TASK TO COMPLETE: Out of all the lines below, count those with the word "styles". Give the number only.

********

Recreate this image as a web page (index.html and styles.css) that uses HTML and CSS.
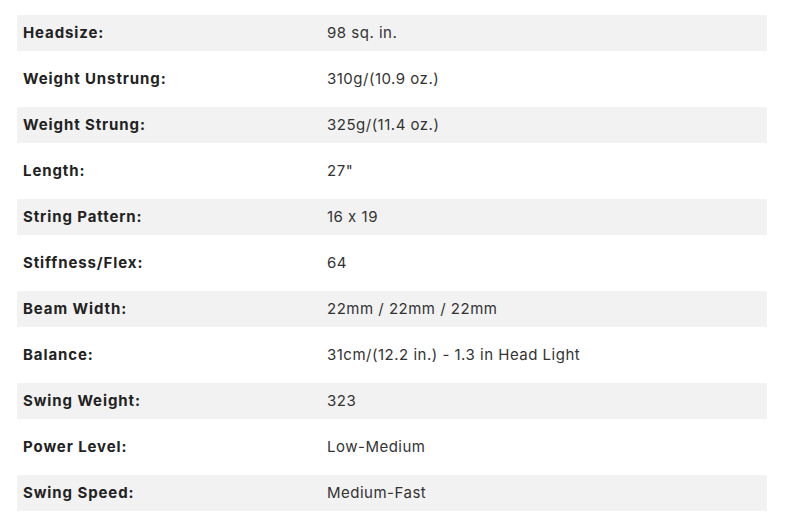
FILE: index.html
```html
<!DOCTYPE html>
<html>
<head>
<meta charset="utf-8">
<link rel="stylesheet" href="styles.css">
</head>
<body>
<div class="specs">
  <div class="row alt"><div class="label">Headsize:</div><div class="value">98 sq. in.</div></div>
  <div class="row"><div class="label">Weight Unstrung:</div><div class="value">310g/(10.9 oz.)</div></div>
  <div class="row alt"><div class="label">Weight Strung:</div><div class="value">325g/(11.4 oz.)</div></div>
  <div class="row"><div class="label">Length:</div><div class="value">27"</div></div>
  <div class="row alt"><div class="label">String Pattern:</div><div class="value">16 x 19</div></div>
  <div class="row"><div class="label">Stiffness/Flex:</div><div class="value">64</div></div>
  <div class="row alt"><div class="label">Beam Width:</div><div class="value">22mm / 22mm / 22mm</div></div>
  <div class="row"><div class="label">Balance:</div><div class="value">31cm/(12.2 in.) - 1.3 in Head Light</div></div>
  <div class="row alt"><div class="label">Swing Weight:</div><div class="value">323</div></div>
  <div class="row"><div class="label">Power Level:</div><div class="value">Low-Medium</div></div>
  <div class="row alt"><div class="label">Swing Speed:</div><div class="value">Medium-Fast</div></div>
</div>
</body>
</html>
```
FILE: styles.css
```css
html, body { margin: 0; padding: 0; background: #fff; }
body {
  font-family: Inter, "Noto Sans", sans-serif;
  font-size: 15px;
  font-feature-settings: "calt" 0;
}
.specs {
  display: flex;
  flex-direction: column;
  gap: 10px;
  width: 750px;
  margin: 15px 0 0 17px;
}
.row {
  display: grid;
  grid-template-columns: 304px 1fr;
  height: 36px;
  padding-bottom: 2px;
  box-sizing: border-box;
  align-items: center;
}
.row.alt { background: #f2f2f2; }
.label { padding-left: 6px; font-weight: 700; color: #222; letter-spacing: 0.9px; }
.value { padding-left: 6px; color: #333; letter-spacing: 0.5px; }
```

********

ANSWER BELOW: 3